Standards organizations generally recommend the symbol r/min, which is more consistent with the general use of unit symbols. This is not enforced as an international standard; in French, for example, tr/mn (tours par minute) is commonly used.

The corresponding International System of Units (SI) unit would be the hertz and we have:

1 r/min = (1/60) revolutions per second = 0.01666667 Hz

In the SI one often uses the unit for angular velocity which is radians per second (rad·s−1):

1 r/min = 2π rad·min−1 = 2π/60 rad·s−1 = 0.10471976 rad·s−1

  • On some kinds of disc or tape-like recording media, the rotational speed of the medium under the read head is a standard given in r/min. Gramophone (phonograph) records, for example, typically rotate steadily at 16, 33⅓, 45 or 78 r/min.
  • Modern dental drills can rotate at up to 500,000 r/min.
  • The second hand of a conventional analogue clock rotates at 1 r/min.
  • Audio CD players read their discs at a constant 150KB/s and thus must vary the disc's rotational speed from around 500 r/min when reading at the innermost edge, and 180 r/min at the outer edge.

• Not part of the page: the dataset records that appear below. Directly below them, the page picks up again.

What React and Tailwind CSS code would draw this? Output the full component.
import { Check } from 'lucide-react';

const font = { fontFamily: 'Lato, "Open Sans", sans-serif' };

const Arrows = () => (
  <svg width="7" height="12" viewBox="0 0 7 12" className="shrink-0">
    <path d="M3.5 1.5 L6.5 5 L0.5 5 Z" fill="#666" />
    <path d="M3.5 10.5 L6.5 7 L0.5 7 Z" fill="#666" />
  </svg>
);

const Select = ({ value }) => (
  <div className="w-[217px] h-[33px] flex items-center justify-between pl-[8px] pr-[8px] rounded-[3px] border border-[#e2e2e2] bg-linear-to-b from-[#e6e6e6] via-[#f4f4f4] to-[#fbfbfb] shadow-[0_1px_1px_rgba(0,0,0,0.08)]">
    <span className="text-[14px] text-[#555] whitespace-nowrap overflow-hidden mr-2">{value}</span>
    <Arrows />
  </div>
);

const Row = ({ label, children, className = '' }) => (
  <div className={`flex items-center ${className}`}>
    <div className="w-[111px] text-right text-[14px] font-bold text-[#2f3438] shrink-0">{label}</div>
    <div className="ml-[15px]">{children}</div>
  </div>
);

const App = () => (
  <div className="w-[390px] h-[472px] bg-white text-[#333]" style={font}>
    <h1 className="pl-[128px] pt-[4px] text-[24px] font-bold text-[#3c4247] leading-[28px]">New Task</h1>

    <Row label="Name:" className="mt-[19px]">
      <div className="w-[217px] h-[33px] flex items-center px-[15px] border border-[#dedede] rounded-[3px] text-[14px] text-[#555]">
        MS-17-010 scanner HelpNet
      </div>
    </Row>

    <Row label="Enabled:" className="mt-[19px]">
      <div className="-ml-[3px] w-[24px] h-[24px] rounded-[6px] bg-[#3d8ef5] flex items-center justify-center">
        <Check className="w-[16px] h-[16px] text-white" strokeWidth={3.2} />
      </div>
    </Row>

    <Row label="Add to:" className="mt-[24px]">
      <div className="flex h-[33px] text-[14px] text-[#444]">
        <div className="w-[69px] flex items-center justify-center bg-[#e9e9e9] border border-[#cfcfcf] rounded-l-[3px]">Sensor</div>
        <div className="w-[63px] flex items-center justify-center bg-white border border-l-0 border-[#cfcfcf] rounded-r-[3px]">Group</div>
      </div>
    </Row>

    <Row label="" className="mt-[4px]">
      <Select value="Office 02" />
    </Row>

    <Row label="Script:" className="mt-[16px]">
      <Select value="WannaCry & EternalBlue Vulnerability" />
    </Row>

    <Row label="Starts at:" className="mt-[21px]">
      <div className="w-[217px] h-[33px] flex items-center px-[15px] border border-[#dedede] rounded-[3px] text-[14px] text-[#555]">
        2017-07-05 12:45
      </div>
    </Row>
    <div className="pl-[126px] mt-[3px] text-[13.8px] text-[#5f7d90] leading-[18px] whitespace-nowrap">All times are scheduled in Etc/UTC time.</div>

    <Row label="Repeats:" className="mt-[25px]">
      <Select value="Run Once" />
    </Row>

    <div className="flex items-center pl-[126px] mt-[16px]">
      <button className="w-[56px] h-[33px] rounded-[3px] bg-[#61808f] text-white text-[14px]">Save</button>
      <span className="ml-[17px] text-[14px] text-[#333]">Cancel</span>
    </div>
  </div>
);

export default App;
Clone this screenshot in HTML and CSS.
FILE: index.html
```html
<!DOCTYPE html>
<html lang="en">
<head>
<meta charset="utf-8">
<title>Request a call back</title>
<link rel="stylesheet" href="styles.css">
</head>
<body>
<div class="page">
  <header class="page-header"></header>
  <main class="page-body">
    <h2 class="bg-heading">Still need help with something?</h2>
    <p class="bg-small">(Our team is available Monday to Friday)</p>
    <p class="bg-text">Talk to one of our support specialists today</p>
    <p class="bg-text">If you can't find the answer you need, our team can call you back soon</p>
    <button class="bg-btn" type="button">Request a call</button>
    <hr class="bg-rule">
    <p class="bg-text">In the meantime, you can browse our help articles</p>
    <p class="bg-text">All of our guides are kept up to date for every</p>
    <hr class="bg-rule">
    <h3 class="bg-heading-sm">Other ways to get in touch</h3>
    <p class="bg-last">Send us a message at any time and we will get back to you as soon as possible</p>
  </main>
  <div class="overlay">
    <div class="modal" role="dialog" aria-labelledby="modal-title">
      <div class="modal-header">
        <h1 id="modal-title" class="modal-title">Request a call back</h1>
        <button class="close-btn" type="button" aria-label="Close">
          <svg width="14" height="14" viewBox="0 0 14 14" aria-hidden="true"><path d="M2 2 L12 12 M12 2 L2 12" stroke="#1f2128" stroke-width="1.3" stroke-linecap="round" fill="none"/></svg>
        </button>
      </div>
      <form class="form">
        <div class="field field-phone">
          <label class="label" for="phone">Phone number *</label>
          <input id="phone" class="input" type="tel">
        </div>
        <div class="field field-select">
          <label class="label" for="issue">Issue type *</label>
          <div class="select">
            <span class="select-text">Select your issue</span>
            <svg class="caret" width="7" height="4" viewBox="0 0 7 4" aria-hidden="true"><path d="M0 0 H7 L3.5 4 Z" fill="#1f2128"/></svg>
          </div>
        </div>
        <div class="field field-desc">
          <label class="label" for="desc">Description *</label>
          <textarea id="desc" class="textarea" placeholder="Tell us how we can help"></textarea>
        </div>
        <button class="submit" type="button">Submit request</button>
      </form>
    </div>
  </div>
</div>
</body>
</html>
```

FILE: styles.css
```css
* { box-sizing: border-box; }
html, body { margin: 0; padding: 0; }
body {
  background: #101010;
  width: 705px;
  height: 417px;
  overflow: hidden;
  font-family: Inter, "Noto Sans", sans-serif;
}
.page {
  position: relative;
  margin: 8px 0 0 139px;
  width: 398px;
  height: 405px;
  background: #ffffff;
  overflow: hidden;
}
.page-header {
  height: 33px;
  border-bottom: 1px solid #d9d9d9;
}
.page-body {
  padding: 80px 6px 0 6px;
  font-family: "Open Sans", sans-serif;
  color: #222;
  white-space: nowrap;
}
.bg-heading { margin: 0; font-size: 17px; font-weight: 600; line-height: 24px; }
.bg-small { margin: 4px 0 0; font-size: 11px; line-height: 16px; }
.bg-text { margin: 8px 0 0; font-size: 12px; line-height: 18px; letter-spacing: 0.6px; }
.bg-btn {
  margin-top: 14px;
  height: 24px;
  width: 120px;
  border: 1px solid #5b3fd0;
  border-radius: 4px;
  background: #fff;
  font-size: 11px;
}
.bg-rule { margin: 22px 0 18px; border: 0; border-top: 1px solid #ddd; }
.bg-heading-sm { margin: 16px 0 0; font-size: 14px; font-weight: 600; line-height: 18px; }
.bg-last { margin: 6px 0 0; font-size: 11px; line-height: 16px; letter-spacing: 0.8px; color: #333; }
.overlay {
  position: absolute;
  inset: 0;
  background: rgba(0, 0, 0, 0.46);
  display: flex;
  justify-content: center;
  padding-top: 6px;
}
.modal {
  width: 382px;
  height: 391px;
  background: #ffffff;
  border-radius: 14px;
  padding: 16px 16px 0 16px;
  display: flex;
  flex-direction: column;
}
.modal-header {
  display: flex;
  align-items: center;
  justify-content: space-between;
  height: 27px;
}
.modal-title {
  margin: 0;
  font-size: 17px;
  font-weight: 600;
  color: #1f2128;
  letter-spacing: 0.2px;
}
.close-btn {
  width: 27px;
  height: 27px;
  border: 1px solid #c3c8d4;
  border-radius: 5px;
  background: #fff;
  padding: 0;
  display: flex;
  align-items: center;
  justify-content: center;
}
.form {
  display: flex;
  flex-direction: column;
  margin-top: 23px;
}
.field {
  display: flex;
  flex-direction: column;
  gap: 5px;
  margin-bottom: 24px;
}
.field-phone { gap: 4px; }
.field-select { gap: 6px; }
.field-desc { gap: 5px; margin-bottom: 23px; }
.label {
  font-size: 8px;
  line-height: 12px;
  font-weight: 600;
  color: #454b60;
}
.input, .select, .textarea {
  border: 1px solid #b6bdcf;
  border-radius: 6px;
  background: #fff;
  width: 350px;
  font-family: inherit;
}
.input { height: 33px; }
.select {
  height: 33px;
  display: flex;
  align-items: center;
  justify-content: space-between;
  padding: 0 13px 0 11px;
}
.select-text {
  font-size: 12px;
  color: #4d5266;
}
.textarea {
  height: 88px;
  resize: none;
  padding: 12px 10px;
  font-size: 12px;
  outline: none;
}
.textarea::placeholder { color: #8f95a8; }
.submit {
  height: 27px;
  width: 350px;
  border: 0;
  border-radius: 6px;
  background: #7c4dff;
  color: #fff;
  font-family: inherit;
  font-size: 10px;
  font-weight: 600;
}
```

CD-ROM drives have their maximum rotational speeds are rated in multiples of this figure, even though they do not hold to constant read speeds when reading from data tracks.
  • A washing machine's drum may rotate at 500 to 1800 r/min during the spin cycles.
  • An automobile's engine typically varies between 700 and 7000 r/min (though there are certain cars that can rev as high as 11,000 r/min.
  • A piston aircraft engine typically rotates between 2000 and 3000 r/min.
  • A computer's hard drive rotates at 3600, 4200, 5400, or 7200 r/min on IDE types and 10 000 or 15 000 r/min on some SATA and SCSI and Fibre Channel drives.
  • The engine of a Formula One racing car can reach 20,000 r/min under some circumstances.[1]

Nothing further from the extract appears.